1. Field of the Invention
The present invention relates to a semiconductor device having a nonvolatile semiconductor memory element and a method of manufacturing the same and, more particularly, to a semiconductor device which improves the floating gate electrode structure of a nonvolatile semiconductor memory element and a method of manufacturing the same.
2. Description of the Related Art
A nonvolatile semiconductor memory element having a two-layered gate structure is formed by stacking a floating gate electrode and control gate electrode on a semiconductor substrate. Of the two gate electrodes, the floating gate electrode is used as a charge storage layer. The floating gate electrode is generally made of polysilicon.
However, the nonvolatile semiconductor memory element of this type has the following problem. The shape of finished polysilicon crystal grain of a floating gate electrode changes between memory elements even when they are arrayed on a single chip. When the shape of finished polysilicon crystal grain changes between memory elements, the memory characteristic such as the threshold value after write/erase operation varies between elements.
This problem will be described in detail. In manufacturing a nonvolatile semiconductor memory element having a two-layered gate structure, polysilicon for a prospective charge storage layer is deposited by CVD and then processed into an electrode pattern by RIE. At this time, the polysilicon pattern is rectangular. However, the silicon crystal grain grows in a high-temperature process such as thermal oxidation for forming an electrode sidewall oxide film. For this reason, the floating gate electrode has a final finished shape different from the rectangular shape immediately after the process. In addition, the finished shape changes between elements.
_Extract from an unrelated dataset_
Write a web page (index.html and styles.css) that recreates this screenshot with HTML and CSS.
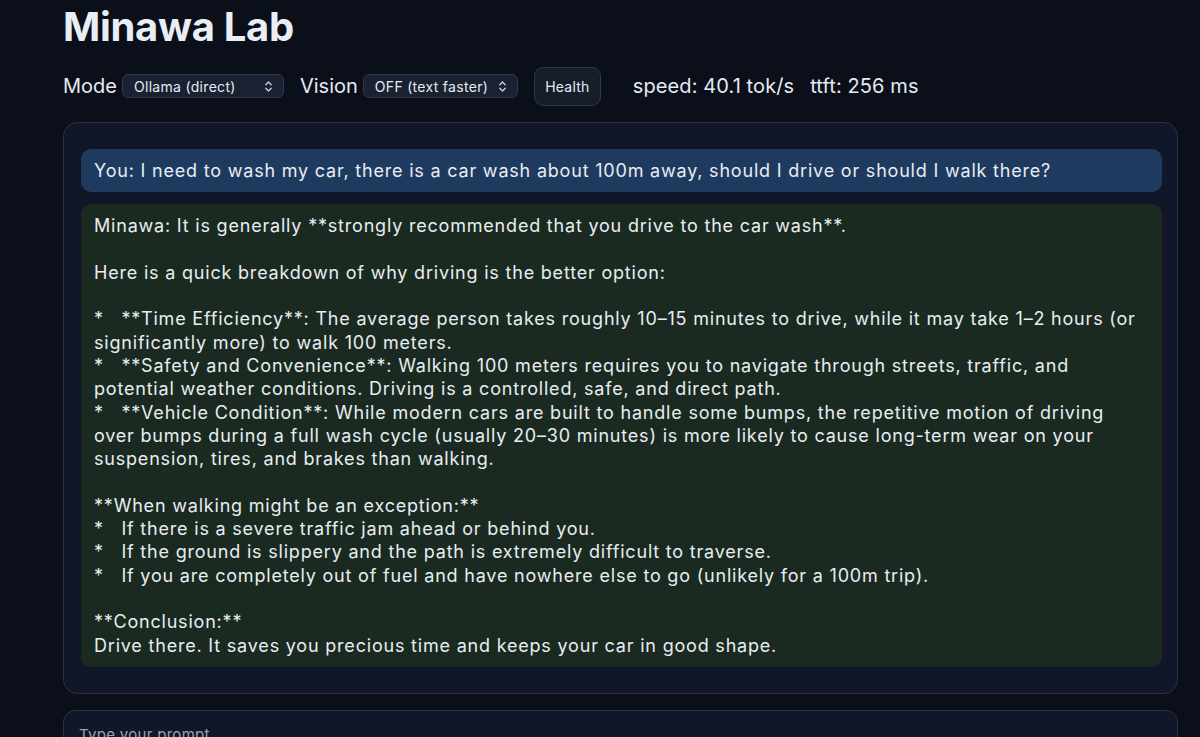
FILE: index.html
```html
<!DOCTYPE html>
<html lang="en">
<head>
<meta charset="utf-8">
<title>Minawa Lab</title>
<link rel="stylesheet" href="styles.css">
</head>
<body>
<main class="page">
  <h1 class="title">Minawa Lab</h1>
  <div class="controls">
    <label class="ctl-label">Mode</label>
    <div class="select select-mode"><span>Ollama (direct)</span><svg class="chev" viewBox="0 0 10 14" width="9" height="13"><path d="M2 5 L5 2 L8 5 M2 9 L5 12 L8 9" fill="none" stroke="currentColor" stroke-width="1.5" stroke-linecap="round" stroke-linejoin="round"/></svg></div>
    <label class="ctl-label">Vision</label>
    <div class="select select-vision"><span>OFF (text faster)</span><svg class="chev" viewBox="0 0 10 14" width="9" height="13"><path d="M2 5 L5 2 L8 5 M2 9 L5 12 L8 9" fill="none" stroke="currentColor" stroke-width="1.5" stroke-linecap="round" stroke-linejoin="round"/></svg></div>
    <button class="btn">Health</button>
    <div class="stats"><span>speed: 40.1 tok/s</span><span>ttft: 256 ms</span></div>
  </div>
  <section class="chat">
    <div class="msg msg-user">You: I need to wash my car, there is a car wash about 100m away, should I drive or should I walk there?</div>
    <div class="msg msg-bot">Minawa: It is generally **strongly recommended that you drive to the car wash**.

Here is a quick breakdown of why driving is the better option:

*   **Time Efficiency**: The average person takes roughly 10–15 minutes to drive, while it may take 1–2 hours (or significantly more) to walk 100 meters.
*   **Safety and Convenience**: Walking 100 meters requires you to navigate through streets, traffic, and potential weather conditions. Driving is a controlled, safe, and direct path.
*   **Vehicle Condition**: While modern cars are built to handle some bumps, the repetitive motion of driving over bumps during a full wash cycle (usually 20–30 minutes) is more likely to cause long-term wear on your suspension, tires, and brakes than walking.

**When walking might be an exception:**
*   If there is a severe traffic jam ahead or behind you.
*   If the ground is slippery and the path is extremely difficult to traverse.
*   If you are completely out of fuel and have nowhere else to go (unlikely for a 100m trip).

**Conclusion:**
Drive there. It saves you precious time and keeps your car in good shape.</div>
  </section>
  <div class="composer">
    <div class="placeholder">Type your prompt...</div>
  </div>
</main>
</body>
</html>
```
FILE: styles.css
```css
html, body {
  margin: 0;
  padding: 0;
  background: #0b0f19;
  color: #e6ebf3;
  font-family: Inter, "Noto Sans", "DejaVu Sans", sans-serif;
  overflow: hidden;
}
.page {
  width: 1115px;
  padding: 0 0 0 63px;
}
.title {
  margin: 0;
  padding-top: 4px;
  font-size: 40px;
  font-weight: 700;
  line-height: 46px;
  color: #e9edf4;
  letter-spacing: -0.3px;
}
.controls {
  display: flex;
  align-items: center;
  height: 40px;
  margin-top: 16px;
}
.ctl-label {
  font-size: 20px;
  color: #e6ebf3;
  margin-right: 5px;
}
.select {
  display: flex;
  align-items: center;
  justify-content: space-between;
  height: 24px;
  box-sizing: border-box;
  padding: 0 10px 0 11px;
  background: #1a2131;
  border: 1px solid #2e3648;
  border-radius: 6px;
  font-size: 14px;
  letter-spacing: 0.3px;
  color: #e6ebf3;
  margin-right: 16px;
}
.select-mode { width: 162px; }
.select-vision { width: 155px; }
.chev { color: #c9d1de; }
.btn {
  height: 39px;
  width: 67px;
  background: #161d2b;
  border: 1px solid #2e3648;
  border-radius: 9px;
  color: #e6ebf3;
  font-family: inherit;
  font-size: 14px;
  letter-spacing: 0.2px;
  padding: 0;
  margin-right: 32px;
}
.stats {
  display: flex;
  gap: 16px;
  font-size: 20px;
  letter-spacing: 0.1px;
  color: #e6ebf3;
}
.chat {
  margin-top: 16px;
  background: #111729;
  border: 1px solid #2a3143;
  border-radius: 14px;
  padding: 26px 15px 26px 17px;
  display: flex;
  flex-direction: column;
  gap: 12px;
}
.msg {
  border-radius: 10px;
  padding: 10px 13px;
  font-size: 18px;
  letter-spacing: 0.8px;
  line-height: 23.3px;
  white-space: pre-wrap;
  color: #e8edf2;
}
.msg-user {
  background: #1f3a5f;
}
.msg-bot {
  background: #1b2a21;
}
.composer {
  margin-top: 16px;
  background: #111729;
  border: 1px solid #2a3143;
  border-radius: 12px;
  height: 60px;
  padding: 14px 15px;
}
.placeholder {
  font-size: 15px;
  letter-spacing: 0.3px;
  color: #9aa3b2;
}
```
When the final finished shape of the floating gate electrode varies between elements, the electric capacitance between the floating gate electrode and the silicon substrate or that between the floating gate electrode and the control gate electrode varies between the elements. For this reason, the memory characteristic such as the threshold value after write/erase operation varies between the elements. The necessity of an excess operation time margin impedes high-speed operation. Additionally, the wide threshold value distribution hinders realizing a multilevel memory. If the variation in shape is large, the memory device causes operation errors.
Even when the silicon layer serving as the floating gate electrode is formed not in a polycrystalline state but in an amorphous state, the above problem is hard to solve. This is because the silicon layer always changes to a polycrystal in the subsequent high-temperature process.
As a prior art related to the present invention, a semiconductor device using a floating gate electrode including a layer doped with nitrogen has been proposed (Jpn. Pat. Appln. KOKAI Publication No. 9-64209). Also, a method of forming a silicon oxide film on the sidewall of a floating gate electrode by using radical oxygen has been proposed (Jpn. Pat. Appln. KOKAI Publication No. 2001-15753). A trench isolation technique using silazane polymer has also been proposed (Japanese Patent No. 3178412) (Jpn. Pat. Appln. KOKAI Publication No. 2001-319927). However, in any of the above prior arts, it is difficult to eliminate the variation in finished shape of the floating gate electrode formed from polysilicon.